Saturday, January 01, 2005

Happy New Year

Greetings everyone. Welcome to 2005.

I closed the previous year with a mixture of sadness and optimism. For me, 2004 was a difficult year, a year of loss, a year of transition. I had lost a career that I valued a great deal, had lost touch with a number of people I had considered friends, had lost touch with much of the world.

I had lost energy, focus, optimism, humour, and quite frankly, come Christmas I was feeling pretty sorry for myself.

The holiday season was a melancholy time, shaded by a year of lonliness and uncertainty, of financial difficulty and isolation. Seldom had the Christmas season so grated on my senses. The fake-happy commercialism as well as the shallowness and impatience of the frenzied masses of shoppers I seemed to be unable to escape. Overall, I was not a happy camper.
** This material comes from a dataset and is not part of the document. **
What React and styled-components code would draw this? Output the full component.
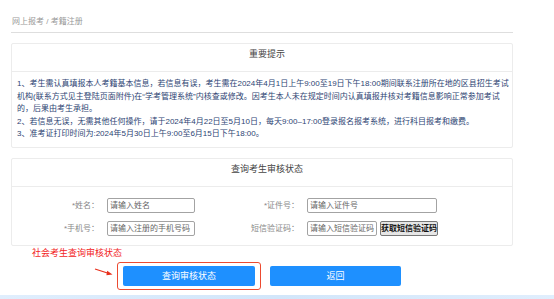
import React from "react";
import styled, { createGlobalStyle } from "styled-components";

const Global = createGlobalStyle`
  html, body { margin: 0; padding: 0; overflow: hidden; background: #fff; }
  body { font-family: "Liberation Sans", "Noto Sans CJK SC", sans-serif; }
  * { box-sizing: border-box; }
`;

const Page = styled.div`
  width: 554px;
  height: 299px;
  display: flex;
  flex-direction: column;
`;

const Main = styled.div`
  margin-left: 11px;
  width: 502px;
  display: flex;
  flex-direction: column;
`;

const Breadcrumb = styled.div`
  padding: 16px 0 4px 1px;
  line-height: 12px;
  font-size: 8px;
  color: #999;
  border-bottom: 1px solid #dedede;
`;

const Card = styled.section`
  margin-top: 10px;
  border: 1px solid #ececec;
  border-radius: 2px;
`;

const CardTitle = styled.div`
  height: ${(p) => p.$h}px;
  padding-top: 2px;
  padding-left: 10px;
  line-height: 16px;
  text-align: center;
  font-size: 9px;
  color: #444;
  border-bottom: 1px solid #ececec;
`;

const Notice = styled.div`
  padding: 6px 5px 6px 5px;
  font-size: 8px;
  line-height: 12.5px;
  color: #2d4473;
  white-space: nowrap;
`;

const Form = styled.div`
  padding: 11px 0 9px 0;
  display: grid;
  grid-template-columns: 87px 97px 87px 1fr;
  column-gap: 8px;
  row-gap: 8px;
  align-items: center;
`;

const Label = styled.label`
  text-align: right;
  font-size: 8px;
  color: #888;
  line-height: 15px;
`;

const Field = styled.div`
  display: flex;
  align-items: center;
  gap: 3px;
`;

const Input = styled.input`
  width: ${(p) => p.$w}px;
  height: 15px;
  padding: 0 2px;
  margin: 0;
  border: 1px solid #a3a3a3;
  border-radius: 2px;
  font-family: "Liberation Sans", "Noto Sans CJK SC", sans-serif;
  font-size: 8px;
  color: #333;
  background: #fff;
  outline: none;
  &::placeholder { color: #666; }
`;

const SmsButton = styled.button`
  width: 58px;
  height: 15px;
  padding: 0;
  margin: 0;
  border: 1px solid #777;
  border-radius: 2px;
  background: #e6e6e6;
  font-family: "Liberation Sans", "Noto Sans CJK SC", sans-serif;
  font-size: 8px;
  font-weight: 600;
  color: #111;
  line-height: 13px;
`;

const Hint = styled.div`
  margin-left: 32px;
  margin-top: 1px;
  line-height: 12px;
  font-size: 9px;
  color: #f21d1d;
`;

const Actions = styled.div`
  margin-top: 3px;
  margin-left: 117px;
  display: flex;
  align-items: center;
  gap: 9px;
`;

const Highlight = styled.div`
  position: relative;
  padding: 3px 5px;
  border: 1.3px solid #ec4a30;
  border-radius: 3px;
  display: flex;
`;

const Arrow = styled.svg`
  position: absolute;
  left: -24px;
  top: 4px;
`;

const Button = styled.button`
  width: ${(p) => p.$w}px;
  height: 20px;
  margin: 0;
  padding: 0;
  border: none;
  border-radius: 2px;
  background: #1e90ff;
  color: #fff;
  font-family: "Liberation Sans", "Noto Sans CJK SC", sans-serif;
  font-size: 9px;
  line-height: 20px;
`;

const Band = styled.div`
  margin-top: auto;
  height: 4px;
  background: linear-gradient(90deg, #e0eefd 0%, #d2e6fa 50%, #e0eefd 100%);
`;

export default function App() {
  return (
    <Page>
      <Global />
      <Main>
        <Breadcrumb>网上报考 / 考籍注册</Breadcrumb>
        <Card>
          <CardTitle $h={28}>重要提示</CardTitle>
          <Notice>
            1、考生需认真填报本人考籍基本信息，若信息有误，考生需在2024年4月1日上午9:00至19日下午18:00期间联系注册所在地的区县招生考试
            <br />
            机构(联系方式见主登陆页面附件)在“学考管理系统”内核查或修改。因考生本人未在规定时间内认真填报并核对考籍信息影响正常参加考试
            <br />
            的，后果由考生承担。
            <br />
            2、若信息无误，无需其他任何操作，请于2024年4月22日至5月10日，每天9:00–17:00登录报名报考系统，进行科目报考和缴费。
            <br />
            3、准考证打印时间为:2024年5月30日上午9:00至6月15日下午18:00。
          </Notice>
        </Card>
        <Card>
          <CardTitle $h={28}>查询考生审核状态</CardTitle>
          <Form>
            <Label>*姓名：</Label>
            <Field>
              <Input $w={88} placeholder="请输入姓名" />
            </Field>
            <Label>*证件号：</Label>
            <Field>
              <Input $w={130} placeholder="请输入证件号" />
            </Field>
            <Label>*手机号：</Label>
            <Field>
              <Input $w={88} placeholder="请输入注册的手机号码" />
            </Field>
            <Label>短信验证码：</Label>
            <Field>
              <Input $w={70} placeholder="请输入短信验证码" />
              <SmsButton>获取短信验证码</SmsButton>
            </Field>
          </Form>
        </Card>
      </Main>
      <Hint>社会考生查询审核状态</Hint>
      <Actions>
        <Highlight>
          <Arrow width="20" height="10" viewBox="0 0 20 10">
            <line x1="1" y1="2" x2="15" y2="6.5" stroke="#e8301c" strokeWidth="1.3" />
            <polygon points="18.5,7.6 13.2,3.8 12.4,8.2" fill="#e8301c" />
          </Arrow>
          <Button $w={132}>查询审核状态</Button>
        </Highlight>
        <Button $w={131}>返回</Button>
      </Actions>
      <Band />
    </Page>
  );
}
However, in the midst of the melancholy, there were wonderful things. I was involved in a number of community theatre productions, honing my abilities as a credible actor, and even attempting to carry a tune onstage. No vegetables were thrown, and I took this as a good review. As well, my sister became engaged, a homeowner, married, and a mother-to-be, all within the past 16 months,. Though my life was quite stagnant, it was wonderful to see her wishes and dreams finally becoming reality.


The upcoming year promises to be one of change, and uncertainty. I have been offered an opportunity to move to Japan and teach English for a year (more, if an extension is agreeable to both myself and my potential future employer), and hopefully experience a renewal and rebirth unlike any I've ever experienced before.

I've always been somewhat of a spiritual person, though this year has sorely tested my faith and my beliefs. Is it fair that someone, such as myself, whom I believe to be a decent, if flawed person be marginalized, and isolated? Is it fair that someone like myself who's devoted as much of myself to whatever job I've held, and whatever relationship I've been involved in, finish the year scratching for my financial survivial, and practically alone?

Of course it's not fair. Neither is it pleasant. It is, however, life as it currently exists and it's up to me how I wish to live within this space.

I've found an excellent book, which I'd recommend to anyone facing a great transition or turmoil in their life .. it's titled 'The Dark Night of the Soul', by Thomas Moore. The author was a Catholic monk for nearly 15 years, and is well versed in Christianity, Buddhism and even a bith of Taoist philosophy, and writes as a philosophical, compassionate and thoughtful person.

PERSPECTIVES

This has been a tumultuous year around the world, and I'll confess that at times, I was somewhat numb to the suffering and turmoil in other parts of the globe. I can look at pictures from Iraq, now, and feel sorrow, but not the outrage I once experienced. I can listen to the patent untruths being told by members of various national governments, and no longer feel the incredulity I once experienced. Instead, I feel more of a sad resignation that, contrary to what I've long wished, there are some truly misguided and hard-hearted people at the controls of a number of the leading nations on the planet today.

However, on Dec 26, much of this changed. When the reports of the Tsunami which struck parts of Indonesia, Thailand and Sri Lanka began to emerge, the toll very quickly was horriffic. At present, over 110,000 people have been reported either dead or missing. Some villages have literally been wiped out, with not one building left standing. Some villages, CNN was reporting, have lost an entire generation of children. To me, such an event is incomprehensible, especially given that so many of the areas hardest hit were popular tourist destinations. Words seem so insigificant when so many years of effort and so many peoples' livelihoods, and vacations vanished in an instant.

I look forward to 2005, and to sharing my reflections and experiences with whomever wishes to read this blog, and come along for the ride.